### What to produce
Give only the count of lines containing "this".

◆ ◆ ◆ ◆ ◆ ◆ ◆

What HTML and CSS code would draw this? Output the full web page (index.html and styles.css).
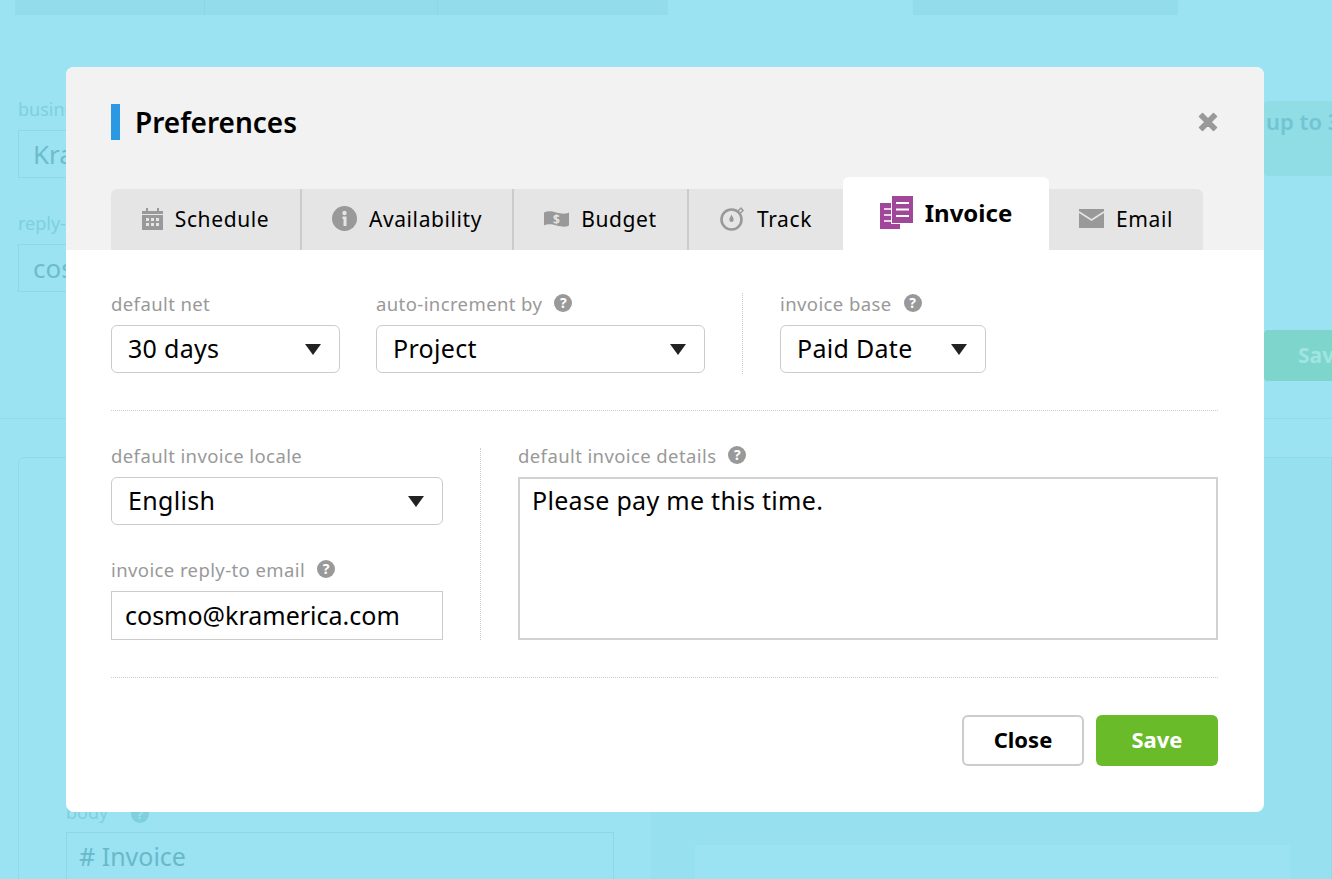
FILE: index.html
```html
<!DOCTYPE html>
<html lang="en">
<head>
  <meta charset="UTF-8" />
  <title>Preferences</title>
  <link rel="stylesheet" href="styles.css">
</head>
<body>
  <!-- page behind the modal -->
  <div class="page">
    <div class="top-strip">
      <div class="strip-cell strip-a"></div>
      <div class="strip-cell strip-b"></div>
      <div class="strip-cell strip-c"></div>
      <div class="strip-cell strip-d"></div>
    </div>
    <div class="page-form">
      <div class="page-left">
        <div class="page-label">business name</div>
        <div class="page-input">Kramerica</div>
        <div class="page-label page-label-2">reply-to email</div>
        <div class="page-input">cosmo@kramerica.com</div>
      </div>
      <div class="page-right">
        <div class="page-banner">up to 3</div>
        <div class="page-save">Save</div>
      </div>
    </div>
    <div class="page-rule"></div>
    <div class="page-panel">
      <div class="page-body">
        <div class="page-label page-body-label">body <span class="page-help">?</span></div>
        <div class="page-input page-body-input"># Invoice</div>
      </div>
      <div class="page-box"></div>
    </div>
  </div>

  <div class="modal">
    <div class="modal-head">
      <div class="title-row">
        <span class="title-bar"></span>
        <h2>Preferences</h2>
        <svg class="close-x" width="22" height="22" viewBox="0 0 22 22"><path d="M2.5 5.500 5.500 2.500 11 8l5.500-5.500 3 3L14 11l5.500 5.500-3 3L11 14l-5.500 5.500-3-3L8 11z" fill="#999" stroke="#999" stroke-width="1.500" stroke-linejoin="round"/></svg>
      </div>
      <div class="tabs">
        <div class="tab tab-schedule">
          <svg width="21" height="22" viewBox="0 0 21 22"><path d="M0 3h4V0h2v3h9V0h2v3h4v19H0z" fill="#999"/><path d="M0 6.500h21" stroke="#e5e5e5" stroke-width="1"/><path d="M4 10h3v3H4zM9 10h3v3H9zM14 10h3v3h-3zM4 15h3v3H4zM9 15h3v3H9zM14 15h3v3h-3z" fill="#e5e5e5"/></svg>
          Schedule
        </div>
        <div class="tab tab-avail">
          <svg width="25" height="25" viewBox="0 0 25 25"><circle cx="12.500" cy="12.500" r="12.500" fill="#999"/><circle cx="12.500" cy="7" r="2.200" fill="#e5e5e5"/><path d="M10.500 10.500h4V20h-3v-7h-1z" fill="#e5e5e5"/></svg>
          Availability
        </div>
        <div class="tab tab-budget">
          <svg width="25" height="18" viewBox="0 0 25 18"><path d="M0 2.500c4-2 8-1 12.500 0s8 2 12.500 0v13c-4 2-8 1-12.500 0s-8-2-12.500 0z" fill="#999"/><text x="12.500" y="13.500" class="money">$</text></svg>
          Budget
        </div>
        <div class="tab tab-track">
          <svg width="25" height="25" viewBox="0 0 25 25"><circle cx="11.500" cy="13.500" r="10" fill="none" stroke="#999" stroke-width="2.600"/><path d="M11.500 8.500c1.200 2.500 2.200 3.800 2.200 5.300a2.200 2.200 0 0 1-4.400 0c0-1.500 1-2.800 2.200-5.300z" fill="#999"/><path d="M18 5l3-3 2 2.500-2.500 2.500" fill="none" stroke="#999" stroke-width="1.500"/></svg>
          Track
        </div>
        <div class="tab tab-active">
          <svg width="33" height="33" viewBox="0 0 33 33"><path d="M0 7h20v26H0z" fill="#a0479a"/><path d="M4 13h7M4 19h7M4 25h7" stroke="#fff" stroke-width="1.600"/><path d="M11 -1h23v29H11z" fill="#fff"/><path d="M12 0h21v27H12z" fill="#a0479a"/><path d="M16 7h13M16 13.500h13M16 20h13" stroke="#fff" stroke-width="1.800"/></svg>
          Invoice
        </div>
        <div class="tab tab-email">
          <svg width="25" height="19" viewBox="0 0 25 19"><path d="M0 0h25v19H0z" fill="#999"/><path d="M0 3l12.500 8L25 3" fill="none" stroke="#e5e5e5" stroke-width="1.600"/></svg>
          Email
        </div>
      </div>
    </div>

    <div class="modal-body">
      <div class="row-top">
        <div class="field field-net">
          <label>default net</label>
          <div class="select">30 days</div>
        </div>
        <div class="field field-inc">
          <label>auto-increment by <span class="help">?</span></label>
          <div class="select">Project</div>
        </div>
        <div class="field field-base">
          <label>invoice base <span class="help">?</span></label>
          <div class="select">Paid Date</div>
        </div>
      </div>

      <div class="row-mid">
        <div class="col-left">
          <div class="field">
            <label>default invoice locale</label>
            <div class="select">English</div>
          </div>
          <div class="field field-reply">
            <label>invoice reply-to email <span class="help">?</span></label>
            <input type="text" value="cosmo@kramerica.com">
          </div>
        </div>
        <div class="col-divider"></div>
        <div class="col-right">
          <label>default invoice details <span class="help">?</span></label>
          <textarea>Please pay me this time.</textarea>
        </div>
      </div>

      <div class="actions">
        <button class="btn-close">Close</button>
        <button class="btn-save">Save</button>
      </div>
    </div>
  </div>
</body>
</html>
```

FILE: styles.css
```css
* {
  box-sizing: border-box;
}

body {
  margin: 0;
  height: 879px;
  overflow: hidden;
  background-color: #9be3f2;
  font-family: "Noto Sans", "Open Sans", sans-serif;
  color: #000;
  position: relative;
}

/* background page, faded */
.page {
  height: 879px;
  overflow: hidden;
  color: #6cbccd;
}

.top-strip {
  display: flex;
  height: 15px;
}

.strip-cell {
  background-color: #93dcec;
  border-right: 1px solid #8dd6e6;
}

.strip-a {
  width: 190px;
  margin-left: 15px;
}

.strip-b {
  width: 233px;
}

.strip-c {
  width: 230px;
  border-right: 0;
}

.strip-d {
  width: 265px;
  margin-left: 245px;
  border-right: 0;
}

.page-form {
  display: flex;
  justify-content: space-between;
  padding: 82px 0 0 18px;
  height: 403px;
}

.page-left {
  width: 520px;
}

.page-label {
  font-size: 18px;
  line-height: 24px;
  color: #7fcfdf;
  white-space: nowrap;
}

.page-label-2 {
  margin-top: 33px;
}

.page-input {
  margin-top: 9px;
  height: 48px;
  border: 1px solid #8bd8e8;
  padding-left: 14px;
  font-size: 26px;
  line-height: 46px;
  white-space: nowrap;
  overflow: hidden;
}

.page-right {
  width: 68px;
  overflow: hidden;
  padding-top: 4px;
}

.page-banner {
  height: 75px;
  background-color: #90dde6;
  border-radius: 4px 0 0 4px;
  padding-left: 2px;
  font-size: 22px;
  font-weight: 600;
  line-height: 40px;
  white-space: nowrap;
  color: #72c4d4;
}

.page-save {
  margin-top: 154px;
  height: 51px;
  background-color: #7dd5cb;
  border-radius: 4px 0 0 4px;
  padding-left: 34px;
  font-size: 21px;
  font-weight: 700;
  line-height: 50px;
  white-space: nowrap;
  color: #a0e5e2;
}

.page-rule {
  height: 1px;
  background-color: #91dbea;
}

.page-panel {
  display: flex;
  align-items: flex-start;
  margin: 38px 0 0 18px;
  height: 440px;
  border: 1px solid #8fdaea;
  border-radius: 6px 0 0 0;
  padding: 342px 0 0 47px;
  background: linear-gradient(to right, #9be3f2 632px, #97e0ef 632px);
}

.page-body {
  width: 548px;
}

.page-body-input {
  margin-top: 8px;
  padding-left: 12px;
  font-size: 25px;
  line-height: 46px;
  height: 60px;
  color: #68b9ca;
}

.page-help {
  display: inline-block;
  width: 18px;
  height: 18px;
  margin-left: 18px;
  border-radius: 50%;
  background-color: #7fcfdf;
  color: #9be3f2;
  font-size: 13px;
  font-weight: 700;
  line-height: 18px;
  text-align: center;
}

.page-box {
  width: 595px;
  height: 60px;
  margin: 45px 0 0 81px;
  background-color: #9be3f2;
}

/* modal */
.modal {
  position: absolute;
  left: 66px;
  top: 67px;
  width: 1198px;
  height: 745px;
  background-color: #fff;
  border-radius: 8px;
  overflow: hidden;
}

.modal-head {
  height: 183px;
  background-color: #f2f2f2;
  padding: 37px 45px 0;
  display: flex;
  flex-direction: column;
  justify-content: space-between;
}

.title-row {
  display: flex;
  align-items: center;
  height: 36px;
}

.title-bar {
  width: 9px;
  height: 36px;
  background-color: #2a98e3;
}

h2 {
  margin: 0 0 0 15px;
  font-size: 28px;
  font-weight: 600;
  line-height: 36px;
  flex: 1;
}

.tabs {
  display: flex;
  align-items: flex-end;
}

.tab {
  height: 61px;
  padding-bottom: 2px;
  display: flex;
  align-items: center;
  justify-content: center;
  gap: 12px;
  background-color: #e5e5e5;
  border-right: 1px solid #ccc;
  font-size: 21px;
  letter-spacing: 0.6px;
}

.tab-schedule {
  width: 191px;
  border-radius: 6px 0 0 0;
  border-right-width: 2px;
}

.tab-avail {
  width: 212px;
  border-right-width: 2px;
}

.tab-budget {
  width: 175px;
  border-right-width: 2px;
}

.tab-track {
  width: 154px;
  border-right: 0;
}

.tab-active {
  width: 206px;
  height: 73px;
  background-color: #fff;
  border: 0;
  border-radius: 6px 6px 0 0;
  font-size: 24px;
  font-weight: 700;
  letter-spacing: 0;
}

.tab-email {
  width: 154px;
  border: 0;
  border-radius: 0 6px 0 0;
}

.money {
  fill: #e5e5e5;
  font-family: "Noto Sans", sans-serif;
  font-size: 12px;
  font-weight: 700;
  letter-spacing: 0;
  text-anchor: middle;
}

.modal-body {
  padding: 0 46px 0 45px;
}

label {
  display: flex;
  align-items: center;
  gap: 12px;
  height: 22px;
  padding-bottom: 2px;
  font-size: 18.5px;
  letter-spacing: 0.4px;
  color: #999;
  white-space: nowrap;
}

.help {
  width: 18px;
  height: 18px;
  border-radius: 50%;
  background-color: #999;
  color: #fff;
  font-size: 14px;
  font-weight: 700;
  line-height: 18px;
  letter-spacing: 0;
  text-align: center;
}

.select {
  margin-top: 10px;
  height: 48px;
  border: 1px solid #ccc;
  border-radius: 6px;
  padding: 0 18px 2px 16px;
  display: flex;
  align-items: center;
  justify-content: space-between;
  font-size: 25px;
  letter-spacing: 0.3px;
  background-color: #fff;
}

.select::after {
  content: "";
  margin-top: 2px;
  border-left: 8px solid transparent;
  border-right: 8px solid transparent;
  border-top: 11px solid #222;
}

.row-top {
  display: flex;
  padding-top: 43px;
  height: 161px;
  border-bottom: 1px dotted #ccc;
}

.field-net {
  width: 229px;
}

.field-inc {
  width: 329px;
  margin-left: 36px;
}

.field-base {
  width: 243px;
  height: 81px;
  margin-left: 37px;
  padding-left: 37px;
  border-left: 1px dotted #ccc;
}

.field-base .select {
  width: 206px;
}

.row-mid {
  display: flex;
  align-items: flex-start;
  height: 267px;
  padding-top: 34px;
  border-bottom: 1px dotted #ccc;
}

.col-left {
  width: 332px;
}

.col-divider {
  width: 1px;
  height: 192px;
  margin: 3px 37px 0;
  border-left: 1px dotted #ccc;
}

.field-reply {
  margin-top: 34px;
}

input {
  display: block;
  margin-top: 10px;
  width: 100%;
  height: 49px;
  border: 1px solid #ccc;
  border-radius: 0;
  padding: 0 13px 2px;
  font-family: inherit;
  font-size: 25px;
  color: #000;
  outline: none;
}

.col-right {
  flex: 1;
}

textarea {
  display: block;
  margin-top: 10px;
  width: 100%;
  height: 163px;
  border: 2px solid #d2d2d2;
  border-radius: 0;
  padding: 3px 12px;
  font-family: inherit;
  font-size: 25px;
  line-height: 36px;
  letter-spacing: 0.3px;
  color: #000;
  resize: none;
  outline: none;
}

.actions {
  display: flex;
  justify-content: flex-end;
  gap: 12px;
  padding-top: 37px;
}

button {
  width: 122px;
  height: 51px;
  padding: 0 0 3px;
  border-radius: 6px;
  font-family: inherit;
  font-size: 22px;
  font-weight: 700;
  cursor: pointer;
}

.btn-close {
  background-color: #fff;
  border: 2px solid #ccc;
  color: #000;
}

.btn-save {
  background-color: #6abb2a;
  border: 0;
  color: #fff;
}
```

◆ ◆ ◆ ◆ ◆ ◆ ◆

### Task response
2